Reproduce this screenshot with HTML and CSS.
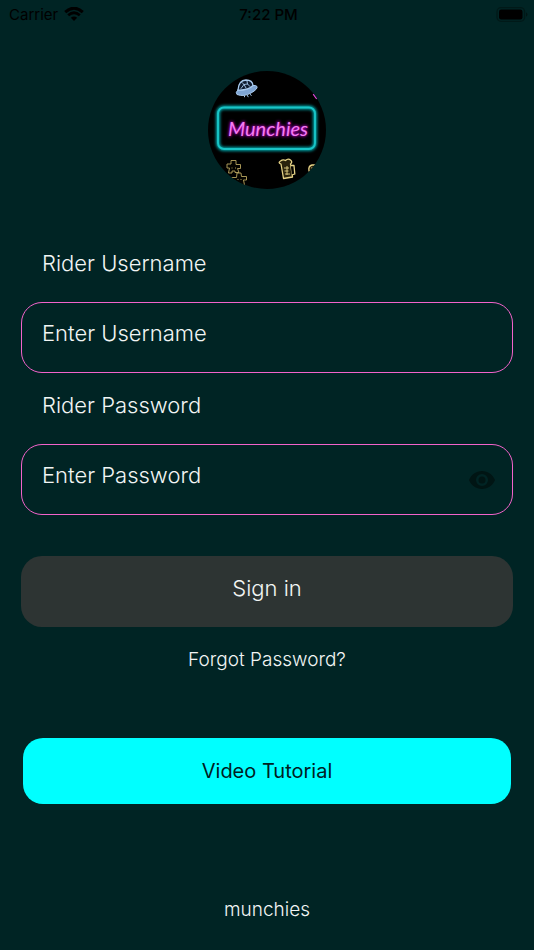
FILE: index.html
```html
<!DOCTYPE html>
<html lang="en">
<head>
<meta charset="utf-8">
<meta name="viewport" content="width=device-width, initial-scale=1">
<title>Munchies Rider</title>
<link rel="stylesheet" href="styles.css">
</head>
<body>
<header class="status">
  <div class="carrier">
    <span>Carrier</span>
    <svg width="20" height="14" viewBox="0 0 20 14" aria-hidden="true">
      <path d="M1.200 5.200Q10-2.800 18.800 5.200" fill="none" stroke="#000" stroke-width="3"/>
      <path d="M4.200 8.300Q10 3.200 15.800 8.300" fill="none" stroke="#000" stroke-width="2.800"/>
      <path d="M6.800 10.800Q10 8 13.200 10.800L10 14Z"/>
    </svg>
  </div>
  <time class="clock">7:22 PM</time>
  <svg class="battery" width="32" height="15" viewBox="0 0 32 15" aria-hidden="true">
    <rect x="1" y=".7" width="27.600" height="13.600" rx="4" fill="none" stroke="#001918" stroke-width="1.300"/>
    <rect x="3" y="2.500" width="23.500" height="10" rx="2.200"/>
    <path d="M30 5.200q3 2.300 0 4.600z" fill="#001615"/>
  </svg>
</header>
<main class="login">
  <svg class="logo" viewBox="0 0 118 118" role="img" aria-label="Munchies">
    <defs>
      <clipPath id="disc"><circle cx="59" cy="59" r="59"/></clipPath>
      <filter id="glow" x="-20%" y="-30%" width="140%" height="160%"><feGaussianBlur stdDeviation="1.700"/></filter>
    </defs>
    <g clip-path="url(#disc)">
      <rect width="118" height="118"/>
      <rect x="10" y="36.500" width="97" height="41.500" rx="6" fill="none" stroke="#00a9ad" stroke-width="4" filter="url(#glow)"/>
      <rect x="10" y="36.500" width="97" height="41.500" rx="6" fill="none" stroke="#19c5c7" stroke-width="1.900"/>
      <text class="neon halo" x="60" y="65" text-anchor="middle" filter="url(#glow)" aria-hidden="true">Munchies</text>
      <text class="neon" x="60" y="65" text-anchor="middle">Munchies</text>
      <g fill="none" stroke="#a9cbef" stroke-linecap="round" stroke-linejoin="round">
        <path d="M30 19Q27 21.500 29 23.500Q36 26 43 22Q50 18 49 15.500Q48 14 45 14.500Q40 19.500 30 19Z" fill="#7fa5d3" stroke-width="1"/>
        <path d="M30 19Q30.500 9.500 38 9Q44.500 9 45 14.500Q40 19.500 30 19Z" fill="#101d31" stroke-width="1.300"/>
        <path d="M33 17.500L36 13.500L34 11.500M36 13.500L39.500 13L42 15.500M39.500 13L39 10M36 13.500L38 17" stroke-width=".9"/>
        <path d="M36.500 25v.8M39.500 24.500l.6 1.300M42.500 23.500l.7 1" stroke-width="1"/>
      </g>
      <path d="M105.500 23l3 4 2-1" fill="none" stroke="#e448dd" stroke-width="2"/>
      <g fill="#050400" stroke="#b9a660" stroke-width=".9" stroke-linejoin="round">
        <path d="M23 89.500h5v4h4.500v4h-3l1.500 4h-4v-1.500h-3v2h-3.500l1-5h-2.500v-4h4zM24 96.500v1M27.500 96.500v1"/>
        <path d="M29 102h4l.5 3.500h5v3.500h-3l1 5h-4l-1.500-2-2 2h-3.500l1-4h-3v-3.500h5zM30 108v1M33 108v1"/>
        <g stroke="#e5d286">
          <path d="M73 93Q69.500 92 72.500 90Q75 88 77.500 89.500Q80 87 82.500 89Q85 91 82.500 93L84.500 106L75.500 107.500Z" fill="#2a230d" stroke-width="1.300"/>
          <path d="M82.800 94.500h3.200l.8 8.500-3 1" stroke-width="1.300"/>
          <path d="M76 97h5M76.500 100h4M77 103h5M79 95v9"/>
          <path d="M101 100q-1-5 3-6h7v7z" fill="#2a230d" stroke-width="1.300"/>
          <path d="M103 97h4M103 99h4"/>
        </g>
      </g>
    </g>
  </svg>
  <form class="form">
    <div class="field">
      <label for="username">Rider Username</label>
      <input id="username" type="text" placeholder="Enter Username">
    </div>
    <div class="field">
      <label for="password">Rider Password</label>
      <div class="secret">
        <input id="password" type="password" placeholder="Enter Password">
        <button class="reveal" type="button" aria-label="Show password">
          <svg width="26" height="18" viewBox="0 0 26 18" aria-hidden="true">
            <path fill="#001514" fill-rule="evenodd" d="M13 0C7 0 2.300 3.600 0 9c2.300 5.400 7 9 13 9s10.700-3.600 13-9C23.700 3.600 19 0 13 0zm0 15a6 6 0 1 1 0-12 6 6 0 0 1 0 12zm0-2.500a3.500 3.500 0 1 0 0-7 3.500 3.500 0 0 0 0 7z"/>
          </svg>
        </button>
      </div>
    </div>
    <button class="signin" type="submit">Sign in</button>
  </form>
  <a class="forgot" href="#forgot">Forgot Password?</a>
  <button class="tutorial" type="button">Video Tutorial</button>
</main>
<footer class="footer">munchies</footer>
</body>
</html>
```
FILE: styles.css
```css
* {
  box-sizing: border-box;
}

body {
  margin: 0;
  min-height: 100vh;
  display: flex;
  flex-direction: column;
  background: #002424;
  color: #f2f5f4;
  font-family: Inter, "Liberation Sans", sans-serif;
  font-weight: 300;
}

button,
input {
  font: inherit;
  color: inherit;
}

.status {
  display: grid;
  grid-template-columns: 1fr auto 1fr;
  align-items: center;
  height: 28px;
  padding: 0 6px 0 9px;
  color: #000;
  font-size: 15px;
  font-weight: 400;
}

.carrier {
  display: flex;
  align-items: center;
  gap: 6px;
}

.clock {
  font-weight: 500;
}

.battery {
  justify-self: end;
}

.login {
  display: flex;
  flex-direction: column;
  padding: 43px 21px 0;
}

.logo {
  align-self: center;
  width: 118px;
  height: 118px;
}

.neon {
  font-family: Lato, sans-serif;
  font-size: 20px;
  font-style: italic;
  font-weight: 400;
  fill: #f57df2;
}

.halo {
  fill: #c400c8;
  stroke: #b000ba;
  stroke-width: 1px;
}

.form {
  display: flex;
  flex-direction: column;
  gap: 18px;
  padding-top: 59px;
}

.field {
  display: flex;
  flex-direction: column;
  gap: 24px;
  font-size: 22px;
}

.field label {
  padding-left: 21px;
  line-height: 30px;
}

.field input {
  width: 100%;
  height: 71px;
  padding: 0 60px 10px 20px;
  border: 1px solid #f263ca;
  border-radius: 21px;
  background: transparent;
}

.field + .field {
  margin-top: -1px;
}

.field input::placeholder {
  color: #f2f5f4;
  opacity: 1;
}

.secret {
  position: relative;
}

.reveal {
  position: absolute;
  top: 0;
  right: 18px;
  height: 100%;
  display: flex;
  align-items: center;
  padding: 0;
  border: 0;
  background: none;
}

.signin {
  height: 71px;
  margin-top: 23px;
  padding: 0 0 8px;
  border: 0;
  border-radius: 21px;
  background: #2d3433;
  font-size: 22px;
}

.forgot {
  align-self: center;
  margin-top: 19px;
  color: inherit;
  font-size: 19px;
  line-height: 28px;
  text-decoration: none;
}

.tutorial {
  height: 66px;
  margin: 64px 2px 0;
  border: 0;
  border-radius: 20px;
  background: #00ffff;
  color: #00201f;
  font-size: 20px;
  font-weight: 400;
}

.footer {
  margin-top: auto;
  padding: 24px 0 26px;
  font-size: 19px;
  line-height: 28px;
  text-align: center;
}
```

Instruction: Leave out the pictures and restate everything else word for word.

Expected output:
Reproduce this screenshot with HTML and CSS.
FILE: index.html
```html
<!DOCTYPE html>
<html lang="en">
<head>
<meta charset="utf-8">
<meta name="viewport" content="width=device-width, initial-scale=1">
<title>Munchies Rider</title>
<link rel="stylesheet" href="styles.css">
</head>
<body>
<header class="status">
  <div class="carrier">
    <span>Carrier</span>
    <svg width="20" height="14" viewBox="0 0 20 14" aria-hidden="true">
      <path d="M1.200 5.200Q10-2.800 18.800 5.200" fill="none" stroke="#000" stroke-width="3"/>
      <path d="M4.200 8.300Q10 3.200 15.800 8.300" fill="none" stroke="#000" stroke-width="2.800"/>
      <path d="M6.800 10.800Q10 8 13.200 10.800L10 14Z"/>
    </svg>
  </div>
  <time class="clock">7:22 PM</time>
  <svg class="battery" width="32" height="15" viewBox="0 0 32 15" aria-hidden="true">
    <rect x="1" y=".7" width="27.600" height="13.600" rx="4" fill="none" stroke="#001918" stroke-width="1.300"/>
    <rect x="3" y="2.500" width="23.500" height="10" rx="2.200"/>
    <path d="M30 5.200q3 2.300 0 4.600z" fill="#001615"/>
  </svg>
</header>
<main class="login">
  <svg class="logo" viewBox="0 0 118 118" role="img" aria-label="Munchies">
    <defs>
      <clipPath id="disc"><circle cx="59" cy="59" r="59"/></clipPath>
      <filter id="glow" x="-20%" y="-30%" width="140%" height="160%"><feGaussianBlur stdDeviation="1.700"/></filter>
    </defs>
    <g clip-path="url(#disc)">
      <rect width="118" height="118"/>
      <rect x="10" y="36.500" width="97" height="41.500" rx="6" fill="none" stroke="#00a9ad" stroke-width="4" filter="url(#glow)"/>
      <rect x="10" y="36.500" width="97" height="41.500" rx="6" fill="none" stroke="#19c5c7" stroke-width="1.900"/>
      <text class="neon halo" x="60" y="65" text-anchor="middle" filter="url(#glow)" aria-hidden="true">Munchies</text>
      <text class="neon" x="60" y="65" text-anchor="middle">Munchies</text>
      <g fill="none" stroke="#a9cbef" stroke-linecap="round" stroke-linejoin="round">
        <path d="M30 19Q27 21.500 29 23.500Q36 26 43 22Q50 18 49 15.500Q48 14 45 14.500Q40 19.500 30 19Z" fill="#7fa5d3" stroke-width="1"/>
        <path d="M30 19Q30.500 9.500 38 9Q44.500 9 45 14.500Q40 19.500 30 19Z" fill="#101d31" stroke-width="1.300"/>
        <path d="M33 17.500L36 13.500L34 11.500M36 13.500L39.500 13L42 15.500M39.500 13L39 10M36 13.500L38 17" stroke-width=".9"/>
        <path d="M36.500 25v.8M39.500 24.500l.6 1.300M42.500 23.500l.7 1" stroke-width="1"/>
      </g>
      <path d="M105.500 23l3 4 2-1" fill="none" stroke="#e448dd" stroke-width="2"/>
      <g fill="#050400" stroke="#b9a660" stroke-width=".9" stroke-linejoin="round">
        <path d="M23 89.500h5v4h4.500v4h-3l1.500 4h-4v-1.500h-3v2h-3.500l1-5h-2.500v-4h4zM24 96.500v1M27.500 96.500v1"/>
        <path d="M29 102h4l.5 3.500h5v3.500h-3l1 5h-4l-1.500-2-2 2h-3.500l1-4h-3v-3.500h5zM30 108v1M33 108v1"/>
        <g stroke="#e5d286">
          <path d="M73 93Q69.500 92 72.500 90Q75 88 77.500 89.500Q80 87 82.500 89Q85 91 82.500 93L84.500 106L75.500 107.500Z" fill="#2a230d" stroke-width="1.300"/>
          <path d="M82.800 94.500h3.200l.8 8.500-3 1" stroke-width="1.300"/>
          <path d="M76 97h5M76.500 100h4M77 103h5M79 95v9"/>
          <path d="M101 100q-1-5 3-6h7v7z" fill="#2a230d" stroke-width="1.300"/>
          <path d="M103 97h4M103 99h4"/>
        </g>
      </g>
    </g>
  </svg>
  <form class="form">
    <div class="field">
      <label for="username">Rider Username</label>
      <input id="username" type="text" placeholder="Enter Username">
    </div>
    <div class="field">
      <label for="password">Rider Password</label>
      <div class="secret">
        <input id="password" type="password" placeholder="Enter Password">
        <button class="reveal" type="button" aria-label="Show password">
          <svg width="26" height="18" viewBox="0 0 26 18" aria-hidden="true">
            <path fill="#001514" fill-rule="evenodd" d="M13 0C7 0 2.300 3.600 0 9c2.300 5.400 7 9 13 9s10.700-3.600 13-9C23.700 3.600 19 0 13 0zm0 15a6 6 0 1 1 0-12 6 6 0 0 1 0 12zm0-2.500a3.500 3.500 0 1 0 0-7 3.500 3.500 0 0 0 0 7z"/>
          </svg>
        </button>
      </div>
    </div>
    <button class="signin" type="submit">Sign in</button>
  </form>
  <a class="forgot" href="#forgot">Forgot Password?</a>
  <button class="tutorial" type="button">Video Tutorial</button>
</main>
<footer class="footer">munchies</footer>
</body>
</html>
```
FILE: styles.css
```css
* {
  box-sizing: border-box;
}

body {
  margin: 0;
  min-height: 100vh;
  display: flex;
  flex-direction: column;
  background: #002424;
  color: #f2f5f4;
  font-family: Inter, "Liberation Sans", sans-serif;
  font-weight: 300;
}

button,
input {
  font: inherit;
  color: inherit;
}

.status {
  display: grid;
  grid-template-columns: 1fr auto 1fr;
  align-items: center;
  height: 28px;
  padding: 0 6px 0 9px;
  color: #000;
  font-size: 15px;
  font-weight: 400;
}

.carrier {
  display: flex;
  align-items: center;
  gap: 6px;
}

.clock {
  font-weight: 500;
}

.battery {
  justify-self: end;
}

.login {
  display: flex;
  flex-direction: column;
  padding: 43px 21px 0;
}

.logo {
  align-self: center;
  width: 118px;
  height: 118px;
}

.neon {
  font-family: Lato, sans-serif;
  font-size: 20px;
  font-style: italic;
  font-weight: 400;
  fill: #f57df2;
}

.halo {
  fill: #c400c8;
  stroke: #b000ba;
  stroke-width: 1px;
}

.form {
  display: flex;
  flex-direction: column;
  gap: 18px;
  padding-top: 59px;
}

.field {
  display: flex;
  flex-direction: column;
  gap: 24px;
  font-size: 22px;
}

.field label {
  padding-left: 21px;
  line-height: 30px;
}

.field input {
  width: 100%;
  height: 71px;
  padding: 0 60px 10px 20px;
  border: 1px solid #f263ca;
  border-radius: 21px;
  background: transparent;
}

.field + .field {
  margin-top: -1px;
}

.field input::placeholder {
  color: #f2f5f4;
  opacity: 1;
}

.secret {
  position: relative;
}

.reveal {
  position: absolute;
  top: 0;
  right: 18px;
  height: 100%;
  display: flex;
  align-items: center;
  padding: 0;
  border: 0;
  background: none;
}

.signin {
  height: 71px;
  margin-top: 23px;
  padding: 0 0 8px;
  border: 0;
  border-radius: 21px;
  background: #2d3433;
  font-size: 22px;
}

.forgot {
  align-self: center;
  margin-top: 19px;
  color: inherit;
  font-size: 19px;
  line-height: 28px;
  text-decoration: none;
}

.tutorial {
  height: 66px;
  margin: 64px 2px 0;
  border: 0;
  border-radius: 20px;
  background: #00ffff;
  color: #00201f;
  font-size: 20px;
  font-weight: 400;
}

.footer {
  margin-top: auto;
  padding: 24px 0 26px;
  font-size: 19px;
  line-height: 28px;
  text-align: center;
}
```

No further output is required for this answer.